§ GIVEN INSTRUCTION
Where a line below holds the string "this", copy that line.

§ DATA FOR PROCESSING
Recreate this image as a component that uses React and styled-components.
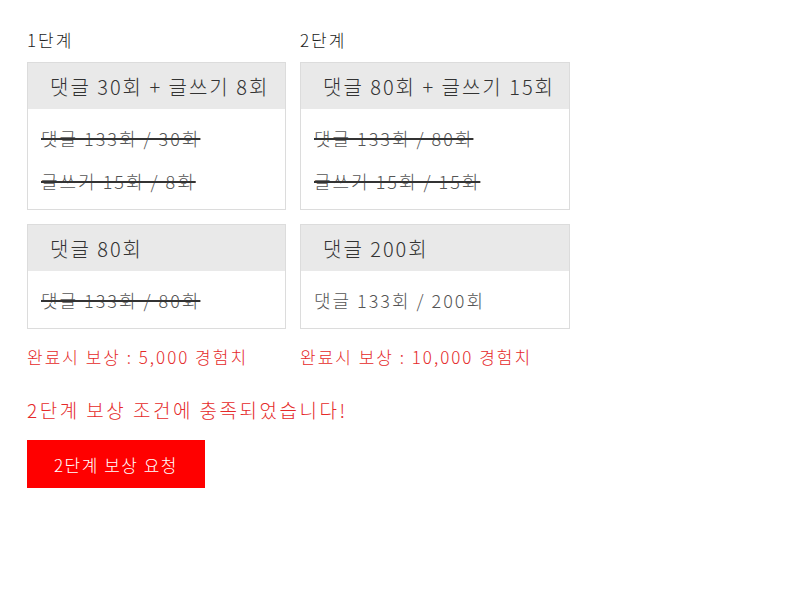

* * *

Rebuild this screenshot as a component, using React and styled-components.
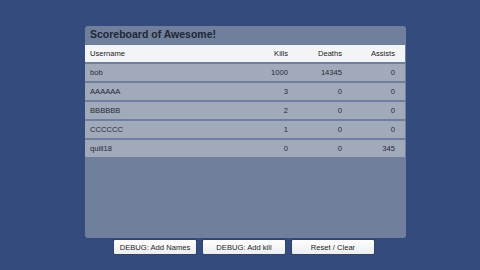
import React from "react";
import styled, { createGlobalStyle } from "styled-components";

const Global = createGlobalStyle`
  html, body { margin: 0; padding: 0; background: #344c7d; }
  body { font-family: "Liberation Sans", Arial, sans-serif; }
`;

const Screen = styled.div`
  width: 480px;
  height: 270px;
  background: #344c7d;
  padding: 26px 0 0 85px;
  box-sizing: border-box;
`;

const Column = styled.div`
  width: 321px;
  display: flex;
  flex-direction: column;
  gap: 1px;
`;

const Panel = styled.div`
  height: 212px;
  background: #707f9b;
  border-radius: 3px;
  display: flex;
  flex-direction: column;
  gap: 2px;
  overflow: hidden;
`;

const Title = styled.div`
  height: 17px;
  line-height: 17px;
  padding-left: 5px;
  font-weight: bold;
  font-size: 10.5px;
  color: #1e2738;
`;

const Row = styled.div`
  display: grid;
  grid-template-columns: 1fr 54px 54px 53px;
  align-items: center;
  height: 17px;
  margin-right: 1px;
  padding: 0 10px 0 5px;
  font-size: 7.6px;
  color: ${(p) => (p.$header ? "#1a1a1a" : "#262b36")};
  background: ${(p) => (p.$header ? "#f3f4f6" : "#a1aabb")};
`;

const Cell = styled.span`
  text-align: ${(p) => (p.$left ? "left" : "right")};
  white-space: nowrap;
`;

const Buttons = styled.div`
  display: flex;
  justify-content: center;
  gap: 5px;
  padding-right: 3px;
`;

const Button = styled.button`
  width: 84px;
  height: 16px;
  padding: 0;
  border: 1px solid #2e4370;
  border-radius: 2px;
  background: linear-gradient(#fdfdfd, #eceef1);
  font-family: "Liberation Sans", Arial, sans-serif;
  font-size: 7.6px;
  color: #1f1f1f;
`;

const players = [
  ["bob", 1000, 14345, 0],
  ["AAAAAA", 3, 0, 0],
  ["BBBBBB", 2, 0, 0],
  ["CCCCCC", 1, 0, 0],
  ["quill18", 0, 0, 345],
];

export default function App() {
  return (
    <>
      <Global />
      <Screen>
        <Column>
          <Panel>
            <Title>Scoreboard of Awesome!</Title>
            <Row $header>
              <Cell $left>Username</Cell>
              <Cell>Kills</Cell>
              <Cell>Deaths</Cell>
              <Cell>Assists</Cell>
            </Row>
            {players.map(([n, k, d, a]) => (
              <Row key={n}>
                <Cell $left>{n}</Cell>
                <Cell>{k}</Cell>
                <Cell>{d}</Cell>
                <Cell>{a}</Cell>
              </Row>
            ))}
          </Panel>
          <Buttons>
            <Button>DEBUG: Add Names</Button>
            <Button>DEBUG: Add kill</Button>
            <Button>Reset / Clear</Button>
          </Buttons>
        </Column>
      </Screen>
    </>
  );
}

§ TASK OUTPUT
Recreate this image as a component that uses React and styled-components.
Rebuild this screenshot as a component, using React and styled-components.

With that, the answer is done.